Although Bello’s All Progressives Congress (APC) won the majority of seats in the State House of Assembly election, the Peoples Democratic Party (PDP) had a good showing in the National Assembly elections, indicating that the impending governorship election in the State is open for a tough duel. Increasing pointers show that stakeholders in Kogi APC do not favour Bello flying the party’s gubernatorial flag. They are convinced that with his dismal performance, presenting him as the party’s governorship candidate is akin to entering a no-contest and giving the position away to the opposing party, the PDP. The State Assembly election, which possibly indicates the wishes of the people may have favoured the APC, but it does not provide any sort of comfort to Bello.

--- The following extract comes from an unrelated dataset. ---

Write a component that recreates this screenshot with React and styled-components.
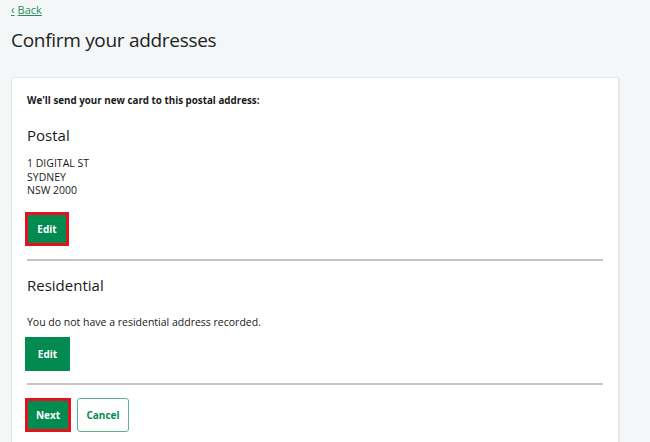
import React from 'react';
import { styled, createGlobalStyle } from 'styled-components';

const GlobalStyle = createGlobalStyle`
  body {
    margin: 0;
    background: #f4f7f7;
    font-family: 'Open Sans', 'Noto Sans', sans-serif;
    color: #1a1a1a;
  }
`;

const Page = styled.div`
  padding: 3px 31px 0 11px;
`;

const BackLink = styled.a`
  display: flex;
  width: fit-content;
  align-items: center;
  gap: 3px;
  font-size: 11px;
  line-height: 14px;
  color: #2b8a5e;
  text-decoration: underline;
  cursor: pointer;
`;

const Chevron = styled.span`
  font-size: 12px;
`;

const Title = styled.h1`
  margin: 9px 0 23px;
  font-size: 19px;
  font-weight: 400;
  line-height: 28px;
  letter-spacing: -0.3px;
  color: #222;
`;

const Card = styled.section`
  background: #fff;
  border: 1px solid #e3e7e7;
  border-radius: 3px;
  box-shadow: 1px 0 1px rgba(0, 0, 0, 0.04);
  padding: 16px 15px 30px 15px;
`;

const Lead = styled.p`
  margin: 0;
  font-size: 9.8px;
  font-weight: 700;
  line-height: 14px;
`;

const Heading = styled.h2`
  margin: ${p => p.$top}px 0 ${p => p.$bottom}px;
  font-size: 15px;
  font-weight: 400;
  line-height: 20px;
`;

const Text = styled.p`
  margin: 0;
  font-size: 10.5px;
  line-height: 13.5px;
`;

const Button = styled.button`
  display: inline-flex;
  align-items: center;
  justify-content: center;
  box-sizing: border-box;
  width: ${p => p.$w}px;
  height: 34px;
  padding: 0;
  font-family: inherit;
  font-size: 10px;
  font-weight: 700;
  border-radius: ${p => (p.$secondary ? 3 : 0)}px;
  cursor: pointer;
  background: ${p => (p.$secondary ? '#fff' : '#028a51')};
  color: ${p => (p.$secondary ? '#028a51' : '#fff')};
  border: ${p => (p.$secondary ? '1px solid #5db38d' : '1px solid #028a51')};
  outline: ${p => (p.$focus ? '3px solid #e3131e' : 'none')};
  outline-offset: -3px;
`;

const Actions = styled.div`
  display: flex;
  gap: 6px;
  margin-top: ${p => p.$top}px;
  margin-left: -2px;
`;

const Divider = styled.hr`
  margin: ${p => p.$top}px 0 0;
  border: 0;
  border-top: 2px solid #c4c4c4;
`;

export default function App() {
  return (
    <>
      <GlobalStyle />
      <Page>
        <BackLink>
          <Chevron>‹</Chevron>Back
        </BackLink>
        <Title>Confirm your addresses</Title>
        <Card>
          <Lead>We'll send your new card to this postal address:</Lead>
          <Heading $top={17} $bottom={12}>Postal</Heading>
          <Text>1 DIGITAL ST</Text>
          <Text>SYDNEY</Text>
          <Text>NSW 2000</Text>
          <Actions $top={14}>
            <Button $w={44} $focus>Edit</Button>
          </Actions>
          <Divider $top={13} />
          <Heading $top={14} $bottom={21}>Residential</Heading>
          <Text>You do not have a residential address recorded.</Text>
          <Actions $top={8}>
            <Button $w={45}>Edit</Button>
          </Actions>
          <Divider $top={12} />
          <Actions $top={13}>
            <Button $w={46} $focus>Next</Button>
            <Button $w={52} $secondary>Cancel</Button>
          </Actions>
        </Card>
      </Page>
    </>
  );
}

It may be strongly argued that governance has taken a leave from Kogi since Bello entered the saddle. Like many Nigerian states, government is the largest employer of labour in Kogi, and Bello committed his first and enduring blunder when he embarked on a screening exercise, ostensibly to fish out ghost workers and save funds for the State. On the surface, the intention was good, but till today, it is doubtful if the state government knows the exact number of its employees. Different figures have been bandied between the various workers union and the executive arm of government. The most visible and painful result of the head count of workers in Kogi is the unwarranted delay in the payment of salaries and other statutory monetary entitlements for upwards of several months.
Every aspect of government owned labour has been at daggers drawn with the executive arm of government, leaving the running of several MDAs in Kogi prostrate. But Bello has recently been in the news, claiming he only owes Kogi workers four months salary.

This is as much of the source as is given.